I've ended up being more negative toward the play than I intended here, mostly because the stuff that seems to me interesting to analyze is what didn't work for me. The majority of the play really did work for me -- the performances of Lipinski, Blum, and Hanover, as well as Stahl-David's performance in the first act; much of the writing, which is, for Shinn, typically capable of suggesting depths beneath the ordinariness of our everyday language; the clever and efficient set design, which used moveable segments of couch to create a wide variety of furniture and objects; and, especially, the sensitive presentation of a really powerful question: What do we do when we don't become the people we thought we would become?

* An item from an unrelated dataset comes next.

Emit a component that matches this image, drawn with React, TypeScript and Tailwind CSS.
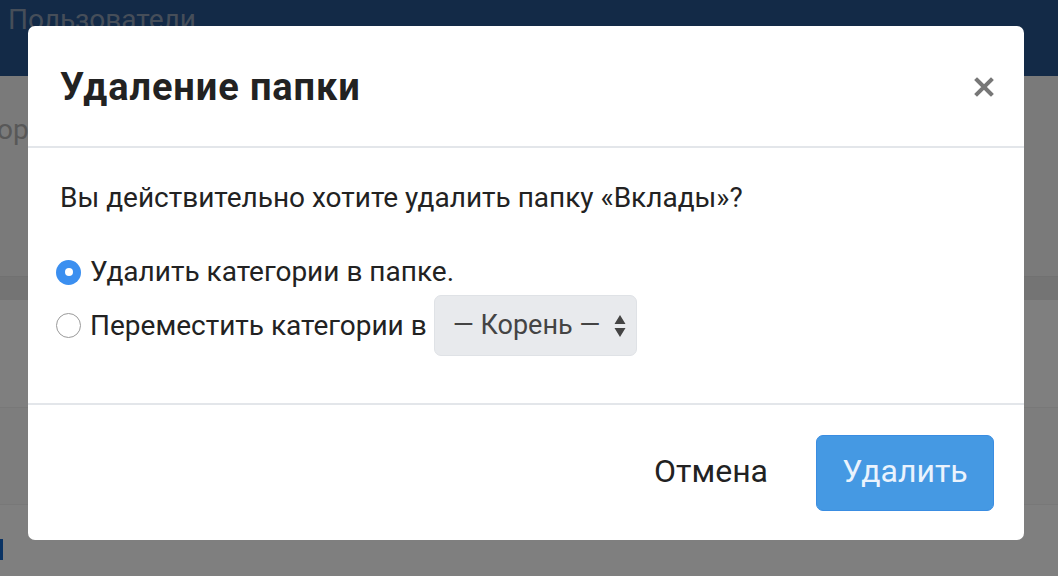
import React from 'react'

const Radio = ({ checked }: { checked?: boolean }) =>
  checked ? (
    <span className="flex h-[25px] w-[25px] shrink-0 items-center justify-center rounded-full bg-[#3b8ff0]">
      <span className="h-[8px] w-[8px] rounded-full bg-white" />
    </span>
  ) : (
    <span className="h-[25px] w-[25px] shrink-0 rounded-full border border-[#9a9a9a] bg-white" />
  )

const App = () => {
  return (
    <div className="relative h-[576px] w-[1058px] overflow-hidden font-['Roboto',sans-serif]">
      {/* page behind the dialog */}
      <div className="flex h-full flex-col bg-white">
        <div className="h-[76px] bg-[#26548f] pl-[8px] text-[28px] leading-[40px] text-[#8d9db3]">Пользователи</div>
        <div className="h-[201px] border-b border-[#e2e2e2] bg-[#f5f5f5] pt-[34px] text-[28px] leading-[40px] text-[#b0b0b0]">
          <span className="-ml-[3px]">ор</span>
        </div>
        <div className="h-[23px] bg-[#e9e9e9]" />
        <div className="h-[108px] border-b border-[#f0f0f0]" />
        <div className="h-[97px] border-b border-[#f0f0f0] bg-[#fbfbfb]" />
        <div className="pt-[34px]">
          <div className="h-[21px] w-[3px] bg-[#1466c8]" />
        </div>
      </div>

      <div className="absolute inset-0 bg-black/50" />

      {/* dialog */}
      <div className="absolute left-[28px] top-[26px] flex h-[514px] w-[996px] flex-col rounded-[7px] bg-white text-[#222]">
        <div className="flex h-[122px] items-center justify-between border-b-2 border-[#e3e6ea] pl-[32px] pr-[30px]">
          <h2 className="pt-[2px] text-[38px] font-bold tracking-[0.9px] text-[#222]">Удаление папки</h2>
          <svg width="20" height="20" viewBox="0 0 20 20" className="mt-[2px]">
            <path d="M3 3 L17 17 M17 3 L3 17" stroke="#777" strokeWidth="4" strokeLinecap="square" />
          </svg>
        </div>

        <div className="flex h-[255px] flex-col pl-[32px] pt-[35px] text-[28px]">
          <p className="leading-[30px]">Вы действительно хотите удалить папку «Вклады»?</p>
          <label className="mt-[44px] -ml-[4px] flex items-center gap-[9px]">
            <Radio checked />
            <span className="leading-[30px]">Удалить категории в папке.</span>
          </label>
          <label className="mt-[8px] -ml-[4px] flex items-center gap-[9px]">
            <Radio />
            <span className="leading-[30px]">Переместить категории в</span>
            <span className="-ml-[2px] flex h-[61px] w-[203px] items-center justify-between rounded-[7px] border border-[#dfe2e6] bg-[#e8eaed] pl-[18px] pr-[10px] text-[27px] text-[#444]">
              <span>— Корень —</span>
              <svg width="12" height="24" viewBox="0 0 12 24">
                <path d="M6 1 L11.5 10 L0.5 10 Z M6 23 L11.5 14 L0.5 14 Z" fill="#444" />
              </svg>
            </span>
          </label>
        </div>

        <div className="flex flex-1 items-center justify-end gap-[48px] border-t-2 border-[#e3e6ea] pr-[30px]">
          <button className="pb-[3px] text-[32px] text-[#222]">Отмена</button>
          <button className="h-[76px] w-[178px] rounded-[7px] border border-[#3a8de2] bg-[#4599e3] pb-[3px] text-[32px] text-[#eaf3fd]">
            Удалить
          </button>
        </div>
      </div>
    </div>
  )
}

export default App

I think it's significant, too, that Shinn decided to write this story as a drama and not a comedy. It's easy to create a caricature of an actor who doesn't find expected success. Much comedy has been made from just such a person, or from talentless actors who think they are vastly more accomplished than they are. Those are easy targets. Kevin is not a target, and that may be one of the reasons many critics didn't know what to do with this play. I wasn't able to sustain real interest in him through the second half, but he's remained in my mind, which may, in fact, be more important than having felt while I sat in the Vineyard Theatre that all of my attention was drawn to him. Maybe his ordinariness, his ostensible flatness, is the whole point -- maybe it's not that he was just too honest or truthful an actor for Hollywood, but that he was too much of a regular human being. Perhaps at the end, instead of walking back to a big Hollywood party, he should have stepped off the stage and joined us in the seats.